WHAT THE TASK REQUIRES: Comb through the entries for "code" and pull out each line that holds it.

LISTED RECORDS:
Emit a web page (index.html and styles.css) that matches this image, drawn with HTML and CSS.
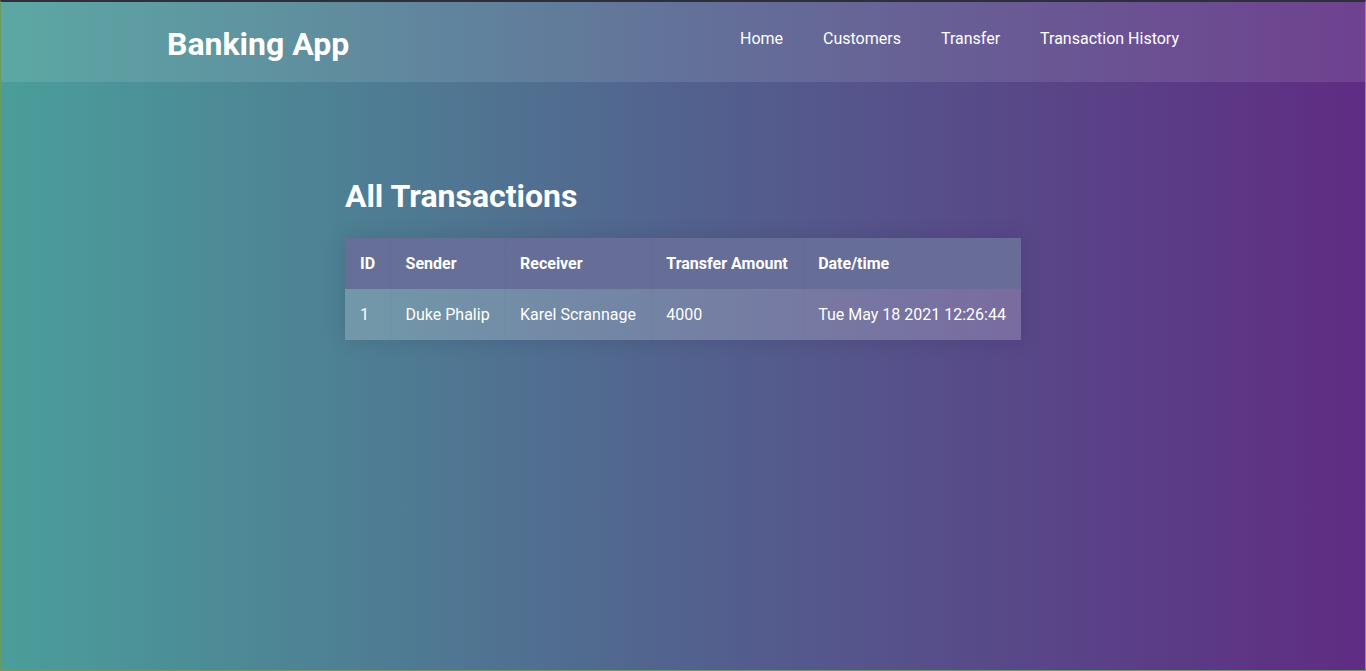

--

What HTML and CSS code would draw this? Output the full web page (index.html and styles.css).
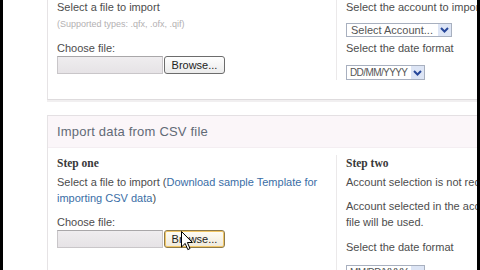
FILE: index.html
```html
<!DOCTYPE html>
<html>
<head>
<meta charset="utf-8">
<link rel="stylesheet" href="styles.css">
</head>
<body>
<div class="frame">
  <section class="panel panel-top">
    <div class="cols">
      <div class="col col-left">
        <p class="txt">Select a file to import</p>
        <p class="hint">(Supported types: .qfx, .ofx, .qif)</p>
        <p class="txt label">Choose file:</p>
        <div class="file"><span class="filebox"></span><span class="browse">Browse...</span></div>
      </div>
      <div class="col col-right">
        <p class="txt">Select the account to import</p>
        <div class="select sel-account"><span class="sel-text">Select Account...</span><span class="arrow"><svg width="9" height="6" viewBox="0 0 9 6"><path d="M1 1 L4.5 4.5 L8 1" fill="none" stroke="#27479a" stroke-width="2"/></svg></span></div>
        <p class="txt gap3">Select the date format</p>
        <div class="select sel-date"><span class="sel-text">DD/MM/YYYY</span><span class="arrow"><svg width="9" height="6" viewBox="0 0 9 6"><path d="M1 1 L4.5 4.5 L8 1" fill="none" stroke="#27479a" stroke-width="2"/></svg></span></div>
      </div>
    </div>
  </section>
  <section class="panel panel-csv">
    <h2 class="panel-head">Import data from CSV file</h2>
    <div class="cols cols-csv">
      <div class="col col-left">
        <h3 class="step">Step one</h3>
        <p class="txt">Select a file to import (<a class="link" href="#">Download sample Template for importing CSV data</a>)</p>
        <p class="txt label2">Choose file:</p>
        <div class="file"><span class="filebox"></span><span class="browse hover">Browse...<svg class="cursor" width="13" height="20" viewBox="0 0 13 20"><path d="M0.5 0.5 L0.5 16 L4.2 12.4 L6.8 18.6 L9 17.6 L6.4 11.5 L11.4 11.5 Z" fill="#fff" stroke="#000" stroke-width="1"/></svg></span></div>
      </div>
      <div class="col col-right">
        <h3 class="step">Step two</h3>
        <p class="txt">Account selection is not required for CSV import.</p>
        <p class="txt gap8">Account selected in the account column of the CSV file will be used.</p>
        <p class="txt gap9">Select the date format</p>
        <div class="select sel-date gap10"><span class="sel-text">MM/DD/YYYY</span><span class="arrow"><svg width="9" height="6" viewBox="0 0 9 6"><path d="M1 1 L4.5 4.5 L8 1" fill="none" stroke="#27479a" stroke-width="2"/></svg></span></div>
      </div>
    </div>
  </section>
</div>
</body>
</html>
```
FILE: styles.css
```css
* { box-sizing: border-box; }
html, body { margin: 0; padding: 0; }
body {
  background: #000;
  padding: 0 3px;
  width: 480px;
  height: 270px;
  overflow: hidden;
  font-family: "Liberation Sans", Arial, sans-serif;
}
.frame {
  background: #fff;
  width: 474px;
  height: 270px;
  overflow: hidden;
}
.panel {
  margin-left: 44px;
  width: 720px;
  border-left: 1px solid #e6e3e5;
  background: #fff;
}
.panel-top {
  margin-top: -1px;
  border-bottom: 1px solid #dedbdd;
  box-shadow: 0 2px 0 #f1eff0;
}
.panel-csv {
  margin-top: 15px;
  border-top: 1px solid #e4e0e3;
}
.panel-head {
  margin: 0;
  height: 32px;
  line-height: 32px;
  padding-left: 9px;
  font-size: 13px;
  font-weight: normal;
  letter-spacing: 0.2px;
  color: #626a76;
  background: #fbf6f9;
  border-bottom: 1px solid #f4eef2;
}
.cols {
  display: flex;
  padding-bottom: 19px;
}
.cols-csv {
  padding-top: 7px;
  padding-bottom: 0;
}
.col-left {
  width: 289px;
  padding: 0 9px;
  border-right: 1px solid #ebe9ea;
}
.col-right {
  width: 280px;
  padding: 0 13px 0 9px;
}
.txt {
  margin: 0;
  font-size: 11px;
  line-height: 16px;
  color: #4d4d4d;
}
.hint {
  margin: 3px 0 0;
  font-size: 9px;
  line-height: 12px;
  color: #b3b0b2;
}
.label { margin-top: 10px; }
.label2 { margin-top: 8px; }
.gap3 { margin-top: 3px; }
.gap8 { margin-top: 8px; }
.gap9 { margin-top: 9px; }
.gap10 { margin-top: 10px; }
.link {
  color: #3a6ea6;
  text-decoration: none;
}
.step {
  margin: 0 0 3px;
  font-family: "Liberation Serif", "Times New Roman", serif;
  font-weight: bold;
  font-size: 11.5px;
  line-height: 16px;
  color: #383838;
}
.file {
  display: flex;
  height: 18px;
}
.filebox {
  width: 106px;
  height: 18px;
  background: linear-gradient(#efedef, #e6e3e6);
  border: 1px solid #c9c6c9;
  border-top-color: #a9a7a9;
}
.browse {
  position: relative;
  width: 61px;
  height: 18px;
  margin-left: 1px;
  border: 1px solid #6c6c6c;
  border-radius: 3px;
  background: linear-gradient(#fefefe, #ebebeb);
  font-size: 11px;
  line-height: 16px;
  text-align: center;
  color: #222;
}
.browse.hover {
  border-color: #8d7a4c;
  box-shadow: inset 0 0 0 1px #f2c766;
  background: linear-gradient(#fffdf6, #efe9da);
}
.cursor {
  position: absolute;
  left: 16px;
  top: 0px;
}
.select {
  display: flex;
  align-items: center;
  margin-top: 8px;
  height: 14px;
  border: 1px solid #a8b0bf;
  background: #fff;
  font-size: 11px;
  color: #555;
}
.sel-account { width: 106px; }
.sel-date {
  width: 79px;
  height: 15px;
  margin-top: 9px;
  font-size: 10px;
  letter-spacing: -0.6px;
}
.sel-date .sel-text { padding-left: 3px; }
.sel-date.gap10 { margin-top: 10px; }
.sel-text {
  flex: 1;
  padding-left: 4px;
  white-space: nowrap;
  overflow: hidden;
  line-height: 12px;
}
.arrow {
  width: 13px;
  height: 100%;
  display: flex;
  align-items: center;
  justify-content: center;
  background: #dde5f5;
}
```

* * *

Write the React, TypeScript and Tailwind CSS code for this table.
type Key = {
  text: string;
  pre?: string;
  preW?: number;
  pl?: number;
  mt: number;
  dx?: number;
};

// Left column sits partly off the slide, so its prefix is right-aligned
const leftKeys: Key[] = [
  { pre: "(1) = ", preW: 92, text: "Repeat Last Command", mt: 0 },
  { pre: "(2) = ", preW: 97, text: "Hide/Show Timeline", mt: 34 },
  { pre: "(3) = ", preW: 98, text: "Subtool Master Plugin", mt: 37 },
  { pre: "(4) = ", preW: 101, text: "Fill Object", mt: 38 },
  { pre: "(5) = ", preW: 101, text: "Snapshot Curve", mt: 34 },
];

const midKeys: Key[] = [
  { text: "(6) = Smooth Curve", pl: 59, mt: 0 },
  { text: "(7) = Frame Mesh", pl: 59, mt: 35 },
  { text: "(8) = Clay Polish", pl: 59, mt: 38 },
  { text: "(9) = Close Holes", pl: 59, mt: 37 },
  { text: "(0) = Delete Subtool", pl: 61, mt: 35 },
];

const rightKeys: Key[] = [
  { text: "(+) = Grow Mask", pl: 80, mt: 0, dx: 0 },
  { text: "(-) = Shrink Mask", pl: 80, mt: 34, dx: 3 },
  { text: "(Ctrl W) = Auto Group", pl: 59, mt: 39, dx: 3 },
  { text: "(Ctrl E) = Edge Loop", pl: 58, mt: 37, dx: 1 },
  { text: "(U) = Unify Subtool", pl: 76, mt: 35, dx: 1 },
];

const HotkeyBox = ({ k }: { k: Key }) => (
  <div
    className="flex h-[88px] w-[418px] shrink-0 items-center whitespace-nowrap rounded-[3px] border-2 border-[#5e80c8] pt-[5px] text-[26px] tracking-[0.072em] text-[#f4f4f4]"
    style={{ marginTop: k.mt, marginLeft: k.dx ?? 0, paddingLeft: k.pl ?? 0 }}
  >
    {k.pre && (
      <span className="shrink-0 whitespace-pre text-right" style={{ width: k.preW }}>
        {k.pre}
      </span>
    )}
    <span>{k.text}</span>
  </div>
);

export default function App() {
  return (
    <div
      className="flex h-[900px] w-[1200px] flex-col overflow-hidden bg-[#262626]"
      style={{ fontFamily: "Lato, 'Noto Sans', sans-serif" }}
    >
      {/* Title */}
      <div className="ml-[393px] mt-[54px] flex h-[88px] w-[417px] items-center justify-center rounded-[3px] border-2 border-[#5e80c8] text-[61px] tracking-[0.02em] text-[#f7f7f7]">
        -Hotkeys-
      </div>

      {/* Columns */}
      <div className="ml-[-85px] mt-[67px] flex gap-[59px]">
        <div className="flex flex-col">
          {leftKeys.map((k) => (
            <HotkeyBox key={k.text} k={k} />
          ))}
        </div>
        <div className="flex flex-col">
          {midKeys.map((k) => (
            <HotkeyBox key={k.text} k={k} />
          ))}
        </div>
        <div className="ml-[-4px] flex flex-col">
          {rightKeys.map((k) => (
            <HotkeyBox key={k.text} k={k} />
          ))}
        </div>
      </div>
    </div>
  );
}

EXERCISE SOLUTION:
What HTML and CSS code would draw this? Output the full web page (index.html and styles.css).
Write the React, TypeScript and Tailwind CSS code for this table.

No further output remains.